AWS and OpenAI are again – formally – intertwining fortunes on many billions of dollars and millions of CPUs. There are several axes of tension around AI today: who controls compute, who closes deals with GPU manufacturers, who builds the hyperscale datacenter and who will be the beneficiary of the next wave of adoption. This deal is a response to both the capital pressures around AI and the shortage of compute power in the market.
Both entities are talking about a seven-year horizon and a value of $38bn. In the context that Amazon’s CapEx spending on data centres alone will exceed $60bn by 2024 according to analyst estimates – this partnership is not an anomaly. It is the next step in an era where compute has become not only a currency, but also a mechanism for controlling narrative and demand.
From OpenAI’s perspective, this is a move calculated to hedge: the company – which has no real infrastructure of its own – needs to have access to a large, stable, low-cost and predictable hardware layer. The GPU market is still tight, even though NVIDIA has been steadily raising volumes for the past year and a half. If OpenAI really wants to maintain the release cycle of new models, this time it can no longer rely solely on Microsoft’s architecture.
From AWS’s perspective – it’s evidence of a recovering position in AI after a weaker 2023, when Google and Azure were quicker to close high-profile partnerships around generative AI. Amazon has Hyperscaler DNA in HPC. It is now demonstrating that it can make OpenAI available to hundreds of thousands of GPUs today and scale to tens of millions of CPUs later. In practice, this means that OpenAI will be able to train the next generation of models on the Ultra EC2 clusters that Amazon is building as its own AI-native fabric.
An element that is not visible in the communication but determines the meaning of this collaboration: Amazon Bedrock. OpenAI’s models have become available there on an API services basis, which brings margins straight into AWS’s P&L. OpenAI gains scale and lower compute cost, and Amazon gains models that previously competed with its own.
If this collaborative model continues, we will see more such multi-year contracts in 2025. Hyperscalers have begun to understand that AI Foundation Models are not yet SaaS play, but HPC play in its pure form. The real moat therefore still goes at the level of silicon, cooling and power.
Industry context is key here. According to Synergy Research’s Q2 2024 data, hyperscalers have committed a record $78bn CAPEX to datacenter and network infrastructures – mainly because of AI. This CAPEX is to be monetised not by selling general purpose cloud, but by selling AI as compute-as-a-service.

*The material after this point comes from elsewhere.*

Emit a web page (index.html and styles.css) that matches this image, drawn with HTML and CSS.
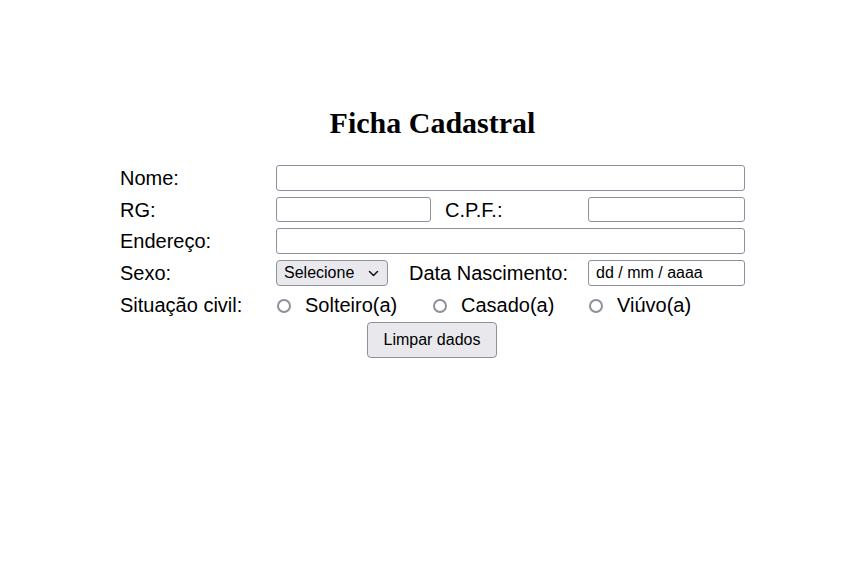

Meanwhile, the enterprise market – due to increasing data loads, new regulations and pressure to automate – seems not to be slowing down. OpenAI and AWS are feeling the impetus. The deal may look like an infrastructure transaction. In fact, it is an offensive move to capture a stream of demand that, between 2025 and 2027, will be the market for the largest transfer of computing power in the history of the IT sector.